Dal 2017 al 2023 ho fatto parte della redazione dell’«Età del ferro», una rivista che si è voluta militante pur senza aderire a un partito, e letteraria non nei temi trattati ma nel genere praticato, quello del personal essay. Tra i collaboratori, la maggioranza maschile era schiacciante. Ne abbiamo discusso spesso. Circolava forse tra noi una complicità che allontanava involontariamente altre voci? O la disparità dipendeva dalla scelta di un saggismo che collega con un’induzione un po’ spericolata i propri fatti personali all’interpretazione del mondo? In effetti, molte mie conoscenti letterate vedono in quello stile i segni di una hybris infantile. È possibile che un’educazione più rigorosa (o… castrante) le trattenga dal tracciare un ponte tra il vissuto e un sapere tendenzialmente oggettivo? Non saprei.
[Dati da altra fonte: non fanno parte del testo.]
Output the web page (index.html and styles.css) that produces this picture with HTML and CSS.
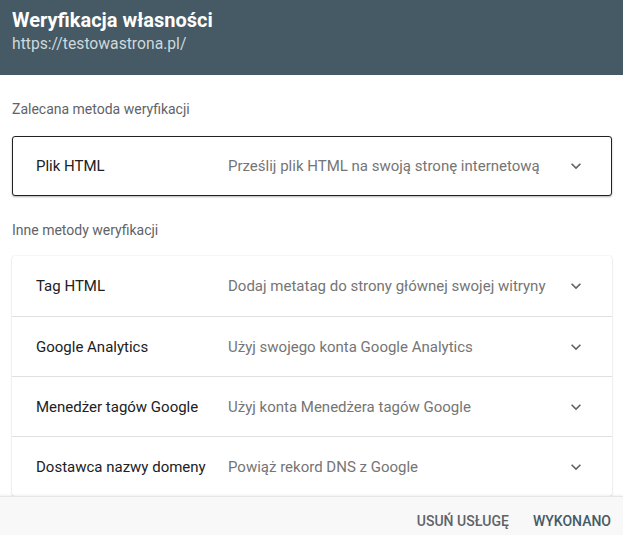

Però anche se guardo indietro, al Novecento italiano, tra le intellettuali di primo piano mi appaiono soprattutto narratrici e poetesse; le figure più inclini a confrontarsi direttamente con le idee, invece, sono state in genere eccellenti studiose che anche nella polemica hanno puntato su un teoricismo astratto, quasi che per risultare inattaccabili all’interno di una società ostile sentissero di doversi adeguare a una seriosità accademica imposta dall’esterno – oppure, al contrario, hanno esibito platealmente il vissuto, ma allora con la verve distanziante del giornalismo di costume. Forse non è un caso che un’eccezione clamorosa, nei suoi anni maturi, ce l’abbia regalata Natalia Ginzburg: cioè una scrittrice che ripete spesso di non voler parlare di ciò che non conosce quasi per via fisiologica, e di non capire gran parte di quel mondo – politico o perfino artistico – che sembra aver riservato ai suoi due poliedrici mariti. Ma proprio grazie a questa apparente, ostentata ottusità, Ginzburg intuisce i ricatti di una cultura pseudoenciclopedica ormai scissa dall’esperienza; e la sua ottica limitata, “dal basso”, le permette di esprimere sullo stupro, sull’aborto o sul rapporto tra genitori e figli delle opinioni o teorie che suonano irrefutabili come quelle scaturite da un’esperienza a lungo scontata nel quotidiano (prova e contrario: i suoi pezzi sul Pci sono bruttissimi). La fierezza apodittica ginzburghiana è speculare a quella tutta riversata sui Grandi Temi Storici da Susan Sontag, che forse non ha un corrispettivo italiano. O forse, almeno in parte, sì?

Dalla sua prima uscita nel 1990, Nonostante Platone non ha preso polvere, ma è anzi divenuto più attuale, più liberatorio

Queste impressioni e domande mi tornavano in mente mentre sfogliavo la recente riedizione Castelvecchi di Nonostante Platone. Figure femminili nella filosofia antica.